(1.) The petitioner-employee is aggrieved by an order dated 16th September 2010. The operative part of which read thus:
(2.) It is contended that if the original enquiry proceedings were not filed on record and only a xerox copy of which was filed and Enquiry Officer who was examined, having not admitted the said record and the documents, if the opinion of the learned Judge was that the issue of fairness of the enquiry or perversity of the findings cannot be decided in such peculiar facts and circumstances, then, the fresh enquiry which is directed, could not have been by the employer and by the Enquiry Officer appointed by the employer as a logical corollary, the Court should have given that opportunity to the employer to lead evidence and prove the charges of misconduct alleged against the petitioner. The Court having permitted the employer to hold an enquiry in the charge sheet-cum-suspension order dated 3rd January 2001 and directed the petitioner to appear before it, has acted contrary to the scheme of Industrial Disputes Act and particularly section 11-A thereof.

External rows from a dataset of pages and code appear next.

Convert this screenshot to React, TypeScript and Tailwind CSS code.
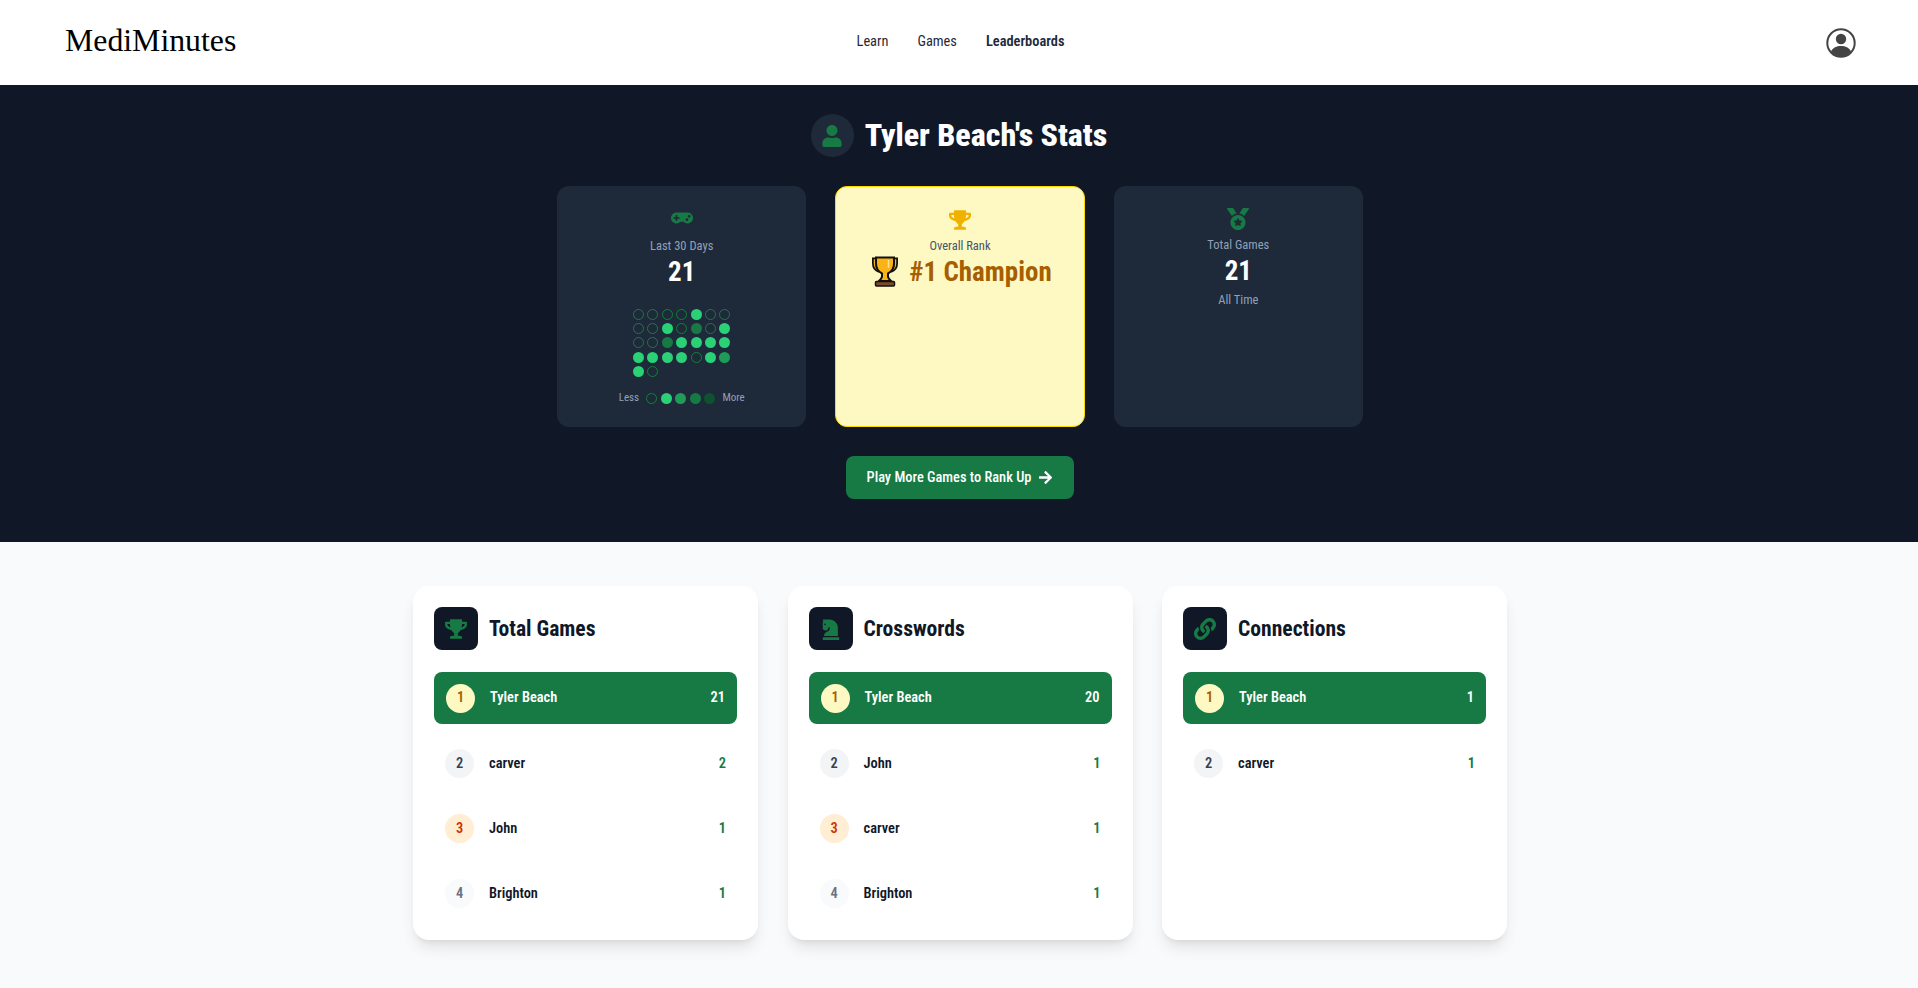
import { FaArrowRight, FaChessKnight, FaGamepad, FaLink, FaMedal, FaTrophy, FaUser } from "react-icons/fa"
import type { IconType } from "react-icons"

const activity = [
  0, 0, 0, 0, 1, 0, 0,
  0, 0, 1, 0, 3, 0, 1,
  0, 0, 3, 1, 1, 1, 1,
  1, 1, 1, 1, 0, 1, 2,
  1, 0,
]

function Dot({ level }: { level: number }) {
  if (level === 0) return <div className="h-[11px] w-[11px] rounded-full border border-[#15803d]" />
  if (level === 1) return <div className="h-[11px] w-[11px] rounded-full bg-[#2ad176]" />
  if (level === 2) return <div className="h-[11px] w-[11px] rounded-full bg-[#1f9d58]" />
  if (level === 3) return <div className="h-[11px] w-[11px] rounded-full bg-[#177a45]" />
  return <div className="h-[11px] w-[11px] rounded-full bg-[#0f5130]" />
}

function TrophyEmoji() {
  return (
    <svg viewBox="0 0 28 31" className="h-[31px] w-[28px]">
      <path d="M6 4H3.500v3.500c0 4 2.500 6 5 7" fill="none" stroke="#111" strokeWidth="5" />
      <path d="M22 4h2.500v3.500c0 4-2.500 6-5 7" fill="none" stroke="#111" strokeWidth="5" />
      <path d="M6 4H3.500v3.500c0 4 2.500 6 5 7" fill="none" stroke="#fbb216" strokeWidth="1.500" />
      <path d="M22 4h2.500v3.500c0 4-2.500 6-5 7" fill="none" stroke="#fbb216" strokeWidth="1.500" />
      <path
        d="M5 1.500h18v6c0 5.500-3 8.500-6 10v3c0 1.500 1.500 3 3 4.500H8c1.500-1.500 3-3 3-4.500v-3c-3-1.500-6-4.500-6-10z"
        fill="#fbb216"
        stroke="#111"
        strokeWidth="2"
      />
      <path d="M17.500 4v8" fill="none" stroke="#ffe28a" strokeWidth="1.500" />
      <rect x="4.500" y="25.500" width="19" height="4.500" rx="1" fill="#7c4a26" stroke="#111" strokeWidth="1.500" />
    </svg>
  )
}

function Row({ rank, name, score }: { rank: number; name: string; score: number }) {
  const badge =
    rank === 1
      ? "bg-[#fef9c2] text-[#a65f00]"
      : rank === 2
        ? "bg-[#f3f4f6] pt-[1px] text-[#364153]"
        : rank === 3
          ? "bg-[#ffedd4] pt-[1px] text-[#ca3500]"
          : "bg-[#f9fafb] pt-[1px] text-[#6a7282]"
  return (
    <div className={`flex h-[52px] items-center rounded-lg ${rank === 1 ? "bg-[#177a45] px-3 text-white" : "px-[11px] pt-[1px] text-[#101828]"}`}>
      <div className={`flex h-[29px] w-[29px] items-center justify-center rounded-full text-[14.4px] font-semibold ${badge}`}>{rank}</div>
      <div className="ml-[15px] flex-1 text-[14.4px] font-semibold">{name}</div>
      <div className={`text-[14.4px] font-semibold ${rank === 1 ? "" : "text-[#177a45]"}`}>{score}</div>
    </div>
  )
}

function Leaderboard({ title, icon: Icon, rows }: { title: string; icon: IconType; rows: [string, number][] }) {
  return (
    <div className="h-[354px] rounded-2xl bg-white p-[21px] shadow-lg">
      <div className="mb-[22px] flex items-center gap-[11px]">
        <div className="flex h-[43px] w-[44px] items-center justify-center rounded-lg bg-[#101828]">
          <Icon className="text-[22px] text-[#177a45]" />
        </div>
        <h2 className="pt-[1px] text-[21.6px] font-bold text-[#101828]">{title}</h2>
      </div>
      <div className="flex flex-col gap-[13px]">
        {rows.map(([name, score], i) => (
          <Row key={name} rank={i + 1} name={name} score={score} />
        ))}
      </div>
    </div>
  )
}

export default function App() {
  return (
    <div className="min-h-[988px] bg-[#f9fafb] font-['Roboto',sans-serif] [font-stretch:75%]">
      <header className="grid h-[85px] grid-cols-3 items-center bg-white pr-[62px] pl-[65px]">
        <div className="pb-[3px] font-['Liberation_Serif',serif] text-[31.8px] text-black [font-stretch:100%]">MediMinutes</div>
        <nav className="flex justify-center gap-[29px] pb-[1px] text-[14.4px] text-[#1e2939]">
          <span>Learn</span>
          <span>Games</span>
          <span className="font-semibold">Leaderboards</span>
        </nav>
        <div className="flex justify-end">
          <svg viewBox="0 0 30 30" className="h-[30px] w-[30px] text-[#444]">
            <circle cx="15" cy="15" r="13.7" fill="none" stroke="currentColor" strokeWidth="2" />
            <circle cx="15" cy="11" r="5.2" fill="currentColor" />
            <path d="M5 23.500c2-4 5.500-5.500 10-5.500s8 1.500 10 5.500a13 13 0 0 1-20 0z" fill="currentColor" />
          </svg>
        </div>
      </header>

      <section className="flex h-[457px] flex-col items-center bg-[#101828] pt-[29px]">
        <div className="flex items-center gap-[11px]">
          <div className="flex h-[43px] w-[43px] items-center justify-center rounded-full bg-[#1e2939]">
            <FaUser className="text-[22px] text-[#177a45]" />
          </div>
          <h1 className="text-[32px] leading-[43px] font-extrabold text-white">Tyler Beach's Stats</h1>
        </div>

        <div className="mt-[29px] flex gap-[29px] pl-[2px]">
          <div className="flex h-[241px] w-[249.33px] flex-col items-center rounded-xl bg-[#1e2939] pt-[21px]">
            <FaGamepad className="text-[22px] text-[#177a45]" />
            <div className="mt-[9px] text-[12.5px] leading-4 text-[#90a1b9]">Last 30 Days</div>
            <div className="mt-[2px] text-[27px] leading-8 font-bold text-white">21</div>
            <div className="mt-[20.5px] grid grid-cols-[repeat(7,11px)] gap-[3.4px]">
              {activity.map((level, i) => (
                <Dot key={i} level={level} />
              ))}
            </div>
            <div className="mt-[13px] flex items-center gap-[3.4px] text-[11px] leading-4 text-[#90a1b9]">
              <span className="mr-[4px]">Less</span>
              <Dot level={0} />
              <Dot level={1} />
              <Dot level={2} />
              <Dot level={3} />
              <Dot level={4} />
              <span className="ml-[4px]">More</span>
            </div>
          </div>

          <div className="flex h-[241px] w-[249.33px] flex-col items-center rounded-xl border border-[#ffd700] bg-[#fef9c2] pt-[22px]">
            <FaTrophy className="text-[22px] text-[#f0b100]" />
            <div className="mt-[7px] text-[12.5px] leading-4 text-[#45556c]">Overall Rank</div>
            <div className="mt-[1px] flex items-center gap-[10px] pl-[3px] text-[27px] leading-8 font-bold text-[#a65f00]">
              <TrophyEmoji />
              <span className="pt-[1px]">#1 Champion</span>
            </div>
          </div>

          <div className="flex h-[241px] w-[249.33px] flex-col items-center rounded-xl bg-[#1e2939] pt-[22px]">
            <FaMedal className="text-[22px] text-[#177a45]" />
            <div className="mt-[7px] text-[12.5px] leading-4 text-[#90a1b9]">Total Games</div>
            <div className="mt-[2px] text-[27px] leading-8 font-bold text-white">21</div>
            <div className="mt-[5px] text-[12.5px] leading-4 text-[#90a1b9]">All Time</div>
          </div>
        </div>

        <button className="mt-[29px] ml-[2px] flex h-[43px] w-[228px] items-center justify-center gap-[7px] rounded-lg bg-[#177a45] text-[14.4px] font-medium text-white">
          Play More Games to Rank Up
          <FaArrowRight className="text-[15px]" />
        </button>
      </section>

      <section className="mx-auto grid w-[1096px] grid-cols-3 gap-[29.5px] pt-11 pl-[2px]">
        <Leaderboard title="Total Games" icon={FaTrophy} rows={[["Tyler Beach", 21], ["carver", 2], ["John", 1], ["Brighton", 1]]} />
        <Leaderboard title="Crosswords" icon={FaChessKnight} rows={[["Tyler Beach", 20], ["John", 1], ["carver", 1], ["Brighton", 1]]} />
        <Leaderboard title="Connections" icon={FaLink} rows={[["Tyler Beach", 1], ["carver", 1]]} />
      </section>
    </div>
  )
}
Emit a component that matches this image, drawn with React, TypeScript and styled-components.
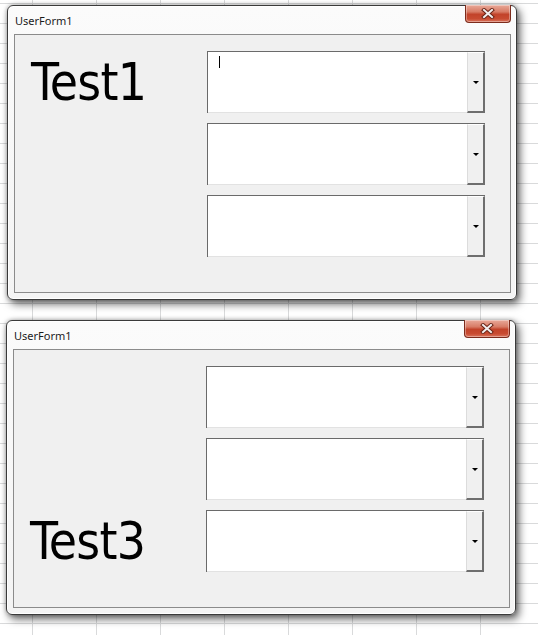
import React from 'react'
import styled, { createGlobalStyle } from 'styled-components'

const GlobalStyle = createGlobalStyle`
  html, body {
    margin: 0;
    padding: 0;
  }
  body {
    width: 538px;
    height: 635px;
    overflow: hidden;
    background-color: #ffffff;
    background-image:
      linear-gradient(to right, #d9dadb 1px, transparent 1px),
      linear-gradient(to bottom, #d9dadb 1px, transparent 1px);
    background-size: 64px 20px;
    background-position: 32px 3px;
    font-family: 'Noto Sans', 'Open Sans', sans-serif;
  }
`

const Desktop = styled.div`
  display: flex;
  flex-direction: column;
  gap: 20px;
  padding: 5px 0 0 7px;
`

const Window = styled.div<{ $shift?: number }>`
  width: 510px;
  height: 295px;
  box-sizing: border-box;
  margin-left: ${p => p.$shift || 0}px;
  display: flex;
  flex-direction: column;
  background: linear-gradient(to bottom, #fbfbfb 0%, #f4f4f4 100%);
  border: 1px solid #3a3a3a;
  border-radius: 6px;
  box-shadow:
    inset 0 0 0 1px #ffffff,
    3px 4px 8px rgba(0, 0, 0, 0.6),
    0 0 4px rgba(0, 0, 0, 0.3);
  padding: 0 5px 6px 6px;
`

const TitleBar = styled.div`
  height: 28px;
  display: flex;
  align-items: flex-start;
  justify-content: space-between;
`

const Title = styled.span`
  font-size: 11px;
  color: #1b1b1b;
  padding: 8px 0 0 1px;
  line-height: 14px;
`

const CloseButton = styled.div`
  width: 46px;
  height: 18px;
  box-sizing: border-box;
  margin-top: -1px;
  border: 1px solid #7c2b1c;
  border-top: none;
  border-radius: 0 0 4px 4px;
  background: linear-gradient(
    to bottom,
    #e9a999 0%,
    #d87c66 40%,
    #c2432a 55%,
    #c84b31 80%,
    #d9735c 100%
  );
  box-shadow: inset 0 0 0 1px rgba(255, 255, 255, 0.35);
  display: flex;
  align-items: center;
  justify-content: center;
`

const ClientArea = styled.div`
  flex: 1;
  background: #f0f0f0;
  border: 1px solid #8b8b8b;
  display: grid;
  grid-template-columns: 192px 278px;
  grid-template-rows: repeat(3, 62px);
  row-gap: 10px;
  align-content: start;
  padding-top: 16px;
`

const BigLabel = styled.div<{ $row: number }>`
  grid-column: 1;
  grid-row: ${p => p.$row};
  align-self: center;
  padding-left: 16px;
  font-family: 'DejaVu Sans Condensed', 'DejaVu Sans', sans-serif;
  font-stretch: condensed;
  font-size: 51px;
  line-height: 1;
  letter-spacing: -0.7px;
  color: #000;
`

const Combo = styled.div<{ $row: number }>`
  grid-column: 2;
  grid-row: ${p => p.$row};
  display: flex;
  box-sizing: border-box;
  border-top: 1px solid #6a6a6a;
  border-left: 1px solid #6a6a6a;
  box-shadow: inset 1px 1px 0 #a5a5a5;
`

const Field = styled.div`
  flex: 1;
  position: relative;
  background: #ffffff;
  border-bottom: 1px solid #e2e2e2;
`

const Caret = styled.span`
  position: absolute;
  left: 11px;
  top: 4px;
  width: 1px;
  height: 12px;
  background: #000;
`

const DropButton = styled.div`
  width: 15px;
  background: #f0f0f0;
  border-left: 1px solid #dcdcdc;
  border-top: 1px solid #ffffff;
  border-right: 2px solid #6e6e6e;
  border-bottom: 2px solid #6e6e6e;
  display: flex;
  align-items: center;
  justify-content: center;
`

const Arrow = styled.span`
  width: 0;
  height: 0;
  margin-top: 1px;
  border-left: 3px solid transparent;
  border-right: 3px solid transparent;
  border-top: 3px solid #000;
`

const CloseGlyph = () => (
  <svg width='14' height='11' viewBox='0 0 14 11'>
    <path
      d='M3 2 L11 9 M11 2 L3 9'
      stroke='#6b2416'
      strokeWidth='4'
      strokeLinecap='square'
    />
    <path
      d='M3 2 L11 9 M11 2 L3 9'
      stroke='#f2eeee'
      strokeWidth='2'
      strokeLinecap='square'
    />
  </svg>
)

interface UserFormProps {
  label: string
  labelRow: number
  focused?: boolean
  shift?: number
}

const UserForm: React.FC<UserFormProps> = ({ label, labelRow, focused, shift }) => {
  return (
    <Window $shift={shift}>
      <TitleBar>
        <Title>UserForm1</Title>
        <CloseButton>
          <CloseGlyph />
        </CloseButton>
      </TitleBar>
      <ClientArea>
        <BigLabel $row={labelRow}>{label}</BigLabel>
        {[1, 2, 3].map(row => (
          <Combo key={row} $row={row}>
            <Field>{focused && row === 1 && <Caret />}</Field>
            <DropButton>
              <Arrow />
            </DropButton>
          </Combo>
        ))}
      </ClientArea>
    </Window>
  )
}

export default function App() {
  return (
    <>
      <GlobalStyle />
      <Desktop>
        <UserForm label='Test1' labelRow={1} focused />
        <UserForm label='Test3' labelRow={3} shift={-1} />
      </Desktop>
    </>
  )
}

(3.) On the other hand Mr. Naik appearing on behalf of the respondent submitted that the Court has directed fresh enquiry and whether it is conducted by the management or by permitting the management/employer to lead evidence in Court is immaterial and of no consequence. The opportunity contemplated by law has to be afforded and has been afforded. Therefore, this Court should not interfere with the order of the Labour Court, particularly because the petitioner has participated in the enquiry held pursuant to the impugned order.